EXERCISE INSTRUCTIONS >> Repeat the records below exactly, leaving out any pictures.

AVAILABLE DATA >>

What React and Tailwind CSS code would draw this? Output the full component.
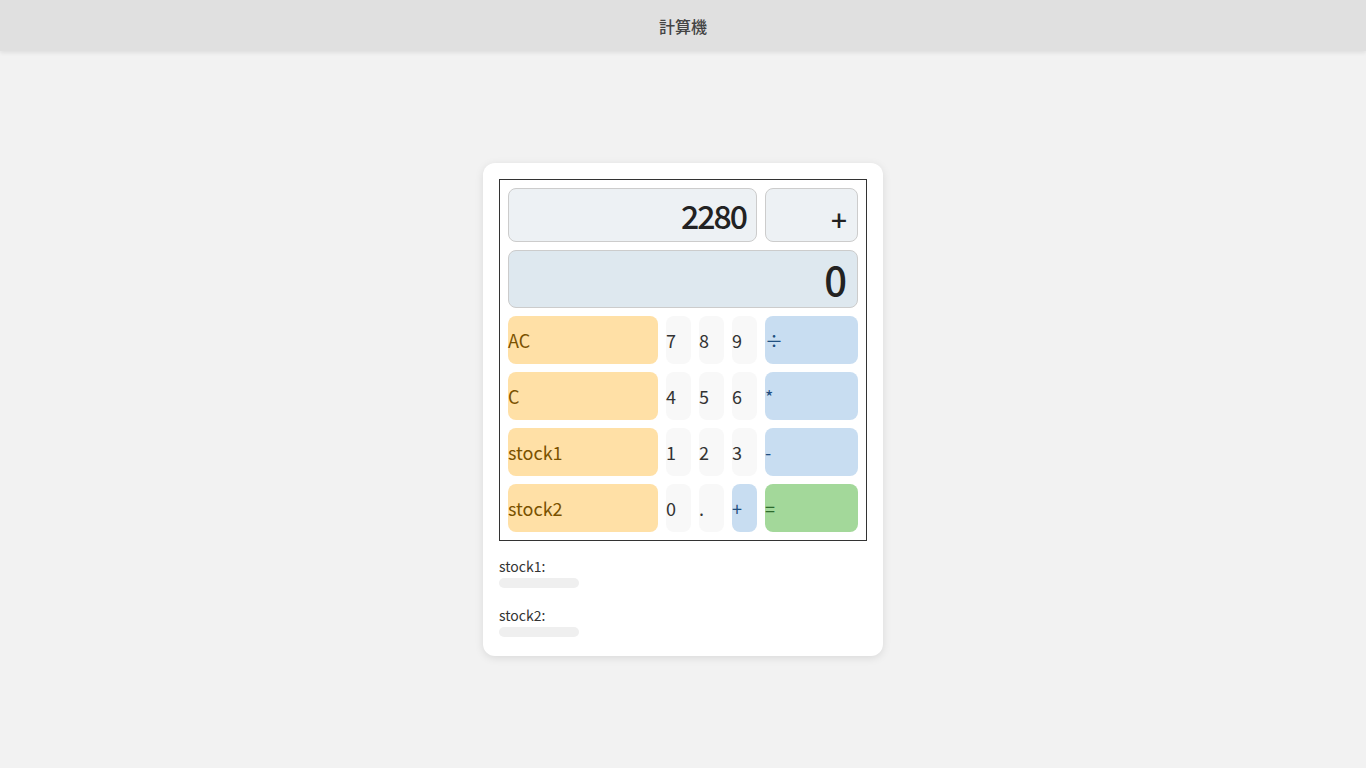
const OPS = ["÷", "*", "-"];

const Key = ({ label, className }) => (
  <button
    className={`flex items-center rounded-lg text-left text-[18px] leading-none ${className}`}
  >
    {label}
  </button>
);

const StockRow = ({ name }) => (
  <div className="flex flex-col">
    <span className="text-[14px] leading-[20px] text-[#333]">{name}:</span>
    <div className="mt-[2px] h-[10px] w-[80px] rounded-full bg-[#efefef]"></div>
  </div>
);

export default function App() {
  const rows = [
    ["AC", "7", "8", "9", OPS[0]],
    ["C", "4", "5", "6", OPS[1]],
    ["stock1", "1", "2", "3", OPS[2]],
  ];

  return (
    <div
      className="min-h-screen bg-[#f2f2f2]"
      style={{ fontFamily: '"Noto Sans CJK JP", "DejaVu Sans", sans-serif' }}
    >
      <header className="flex h-[51px] items-center justify-center bg-[#e0e0e0] shadow-[0_2px_4px_rgba(0,0,0,0.08)]">
        <h1 className="text-[16px] font-medium text-[#444]">計算機</h1>
      </header>

      <main className="flex justify-center pt-[112px]">
        <div className="w-[400px] rounded-xl bg-white p-4 pb-[19px] shadow-[0_2px_8px_rgba(0,0,0,0.1)]">
          <div className="border border-[#333] p-2">
            <div className="flex gap-2">
              <div className="flex h-[54px] w-[249px] items-center justify-end rounded-lg border border-[#ccc] bg-[#edf1f4] pr-[10px] text-[32px] font-medium tracking-[-2px] text-[#222]">
                2280
              </div>
              <div className="flex h-[54px] flex-1 items-end justify-end rounded-lg border border-[#ccc] bg-[#edf1f4] pb-[8px] pr-[10px] text-[28px] font-medium leading-none text-[#222]">
                +
              </div>
            </div>
            <div className="mt-2 flex h-[58px] items-center justify-end rounded-lg border border-[#ccc] bg-[#dee8ef] pr-[10px] text-[40px] font-medium text-[#222]">
              0
            </div>

            <div className="mt-2 grid grid-cols-[150px_25px_25px_25px_93px] grid-rows-[repeat(4,48px)] gap-2">
              {rows.map((row) => (
                <div key={row[0]} className="contents">
                  <Key label={row[0]} className="bg-[#ffe0a6] text-[#7a5200]" />
                  {row.slice(1, 4).map((d) => (
                    <Key key={d} label={d} className="bg-[#f8f8f8] text-[#333]" />
                  ))}
                  <Key label={row[4]} className="bg-[#c8ddf1] text-[#1f4f80]" />
                </div>
              ))}
              <Key label="stock2" className="bg-[#ffe0a6] text-[#7a5200]" />
              <Key label="0" className="bg-[#f8f8f8] text-[#333]" />
              <Key label="." className="bg-[#f8f8f8] text-[#333]" />
              <Key label="+" className="bg-[#c8ddf1] text-[#1f4f80]" />
              <Key label="=" className="bg-[#a3d89a] text-[#2d6a2d]" />
            </div>
          </div>

          <div className="mt-[15px] flex flex-col gap-[17px]">
            <StockRow name="stock1" />
            <StockRow name="stock2" />
          </div>
        </div>
      </main>
    </div>
  );
}
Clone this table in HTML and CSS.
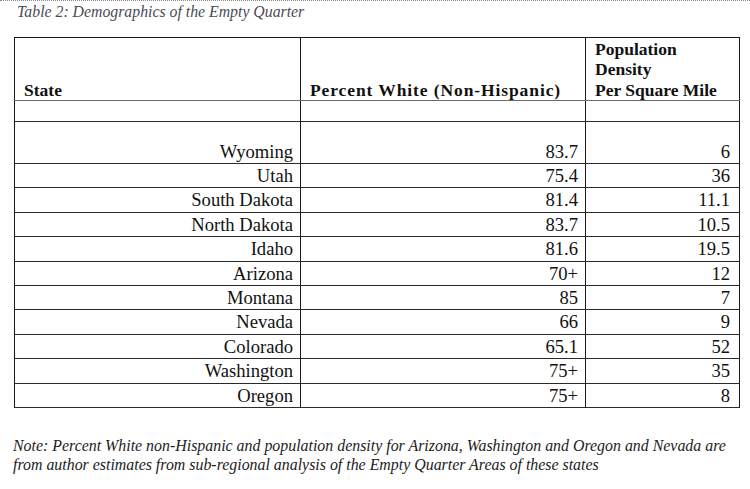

OUTPUT >>
What React and Tailwind CSS code would draw this? Output the full component.
const OPS = ["÷", "*", "-"];

const Key = ({ label, className }) => (
  <button
    className={`flex items-center rounded-lg text-left text-[18px] leading-none ${className}`}
  >
    {label}
  </button>
);

const StockRow = ({ name }) => (
  <div className="flex flex-col">
    <span className="text-[14px] leading-[20px] text-[#333]">{name}:</span>
    <div className="mt-[2px] h-[10px] w-[80px] rounded-full bg-[#efefef]"></div>
  </div>
);

export default function App() {
  const rows = [
    ["AC", "7", "8", "9", OPS[0]],
    ["C", "4", "5", "6", OPS[1]],
    ["stock1", "1", "2", "3", OPS[2]],
  ];

  return (
    <div
      className="min-h-screen bg-[#f2f2f2]"
      style={{ fontFamily: '"Noto Sans CJK JP", "DejaVu Sans", sans-serif' }}
    >
      <header className="flex h-[51px] items-center justify-center bg-[#e0e0e0] shadow-[0_2px_4px_rgba(0,0,0,0.08)]">
        <h1 className="text-[16px] font-medium text-[#444]">計算機</h1>
      </header>

      <main className="flex justify-center pt-[112px]">
        <div className="w-[400px] rounded-xl bg-white p-4 pb-[19px] shadow-[0_2px_8px_rgba(0,0,0,0.1)]">
          <div className="border border-[#333] p-2">
            <div className="flex gap-2">
              <div className="flex h-[54px] w-[249px] items-center justify-end rounded-lg border border-[#ccc] bg-[#edf1f4] pr-[10px] text-[32px] font-medium tracking-[-2px] text-[#222]">
                2280
              </div>
              <div className="flex h-[54px] flex-1 items-end justify-end rounded-lg border border-[#ccc] bg-[#edf1f4] pb-[8px] pr-[10px] text-[28px] font-medium leading-none text-[#222]">
                +
              </div>
            </div>
            <div className="mt-2 flex h-[58px] items-center justify-end rounded-lg border border-[#ccc] bg-[#dee8ef] pr-[10px] text-[40px] font-medium text-[#222]">
              0
            </div>

            <div className="mt-2 grid grid-cols-[150px_25px_25px_25px_93px] grid-rows-[repeat(4,48px)] gap-2">
              {rows.map((row) => (
                <div key={row[0]} className="contents">
                  <Key label={row[0]} className="bg-[#ffe0a6] text-[#7a5200]" />
                  {row.slice(1, 4).map((d) => (
                    <Key key={d} label={d} className="bg-[#f8f8f8] text-[#333]" />
                  ))}
                  <Key label={row[4]} className="bg-[#c8ddf1] text-[#1f4f80]" />
                </div>
              ))}
              <Key label="stock2" className="bg-[#ffe0a6] text-[#7a5200]" />
              <Key label="0" className="bg-[#f8f8f8] text-[#333]" />
              <Key label="." className="bg-[#f8f8f8] text-[#333]" />
              <Key label="+" className="bg-[#c8ddf1] text-[#1f4f80]" />
              <Key label="=" className="bg-[#a3d89a] text-[#2d6a2d]" />
            </div>
          </div>

          <div className="mt-[15px] flex flex-col gap-[17px]">
            <StockRow name="stock1" />
            <StockRow name="stock2" />
          </div>
        </div>
      </main>
    </div>
  );
}
Clone this table in HTML and CSS.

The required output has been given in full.